YOUR OBJECTIVE =>
Reproduce each line that includes the word "React".

COLLECTED DATA =>
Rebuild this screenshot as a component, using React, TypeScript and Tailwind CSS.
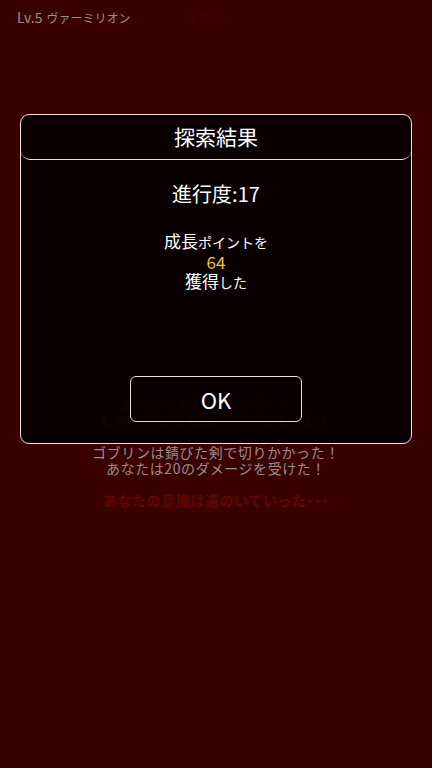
import React from "react";

const logGroups: { lines: string[]; className: string }[] = [
  {
    lines: ["あなたは棘猛獣へ攻撃した！", "しかしその攻撃は外れてしまった！"],
    className: "text-[#9a8c8c]",
  },
  {
    lines: ["ゴブリンは錆びた剣で切りかかった！", "あなたは20のダメージを受けた！"],
    className: "text-[#9a8c8c]",
  },
  {
    lines: ["あなたの意識は遠のいていった･･･"],
    className: "text-[#640505] font-bold",
  },
];

export default function App() {
  return (
    <div
      className="relative w-[432px] h-[768px] overflow-hidden bg-[#3a0000]"
      style={{ fontFamily: '"Noto Sans CJK JP", "Noto Sans", sans-serif' }}
    >
      {/* Status bar */}
      <div className="flex items-end gap-1 px-[17px] pt-[5px] h-[26px]">
        <span className="text-[14px] leading-[18px] text-[#9a8c8c]">Lv.5</span>
        <span className="text-[12px] leading-[17px] text-[#9a8c8c]">ヴァーミリオン</span>
        <span className="ml-[50px] text-[12px] leading-[17px] text-[#420505]">ゴブリン</span>
      </div>

      {/* Battle log */}
      <div className="flex flex-col items-center gap-4 pt-[370px] text-[14px] leading-[16px] tracking-[0.04em]">
        {logGroups.map((g, i) => (
          <div key={i} className={`flex flex-col items-center ${g.className}`}>
            {g.lines.map((l) => (
              <span key={l}>{l}</span>
            ))}
          </div>
        ))}
      </div>

      {/* Result dialog */}
      <div className="absolute left-[20px] top-[114px] w-[392px] h-[330px] rounded-[9px] border border-[#e8e0e0] bg-[#080002]/[0.96] flex flex-col">
        <div className="h-[45px] rounded-[9px] border-b border-[#e8e0e0] flex items-center justify-center">
          <span className="text-[21px] text-white">探索結果</span>
        </div>
        <div className="flex flex-col items-center pt-[20px]">
          <div className="text-[20px] leading-[28px] text-white">進行度:17</div>
          <div className="mt-[23px] flex flex-col items-center text-white">
            <div className="leading-[19px]">
              <span className="text-[17px]">成長</span>
              <span className="text-[14px]">ポイントを</span>
            </div>
            <div className="text-[17px] leading-[19px] text-[#f2c232]">64</div>
            <div className="leading-[19px]">
              <span className="text-[17px]">獲得</span>
              <span className="text-[14px]">した</span>
            </div>
          </div>
        </div>
        <div className="mt-auto mb-[21px] flex justify-center">
          <button className="w-[172px] h-[46px] rounded-[6px] border border-[#e8e0e0] bg-[#080002]/60 text-[22px] text-white flex items-center justify-center">
            OK
          </button>
        </div>
      </div>
    </div>
  );
}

TASK SOLUTION =>
Rebuild this screenshot as a component, using React, TypeScript and Tailwind CSS.
import React from "react";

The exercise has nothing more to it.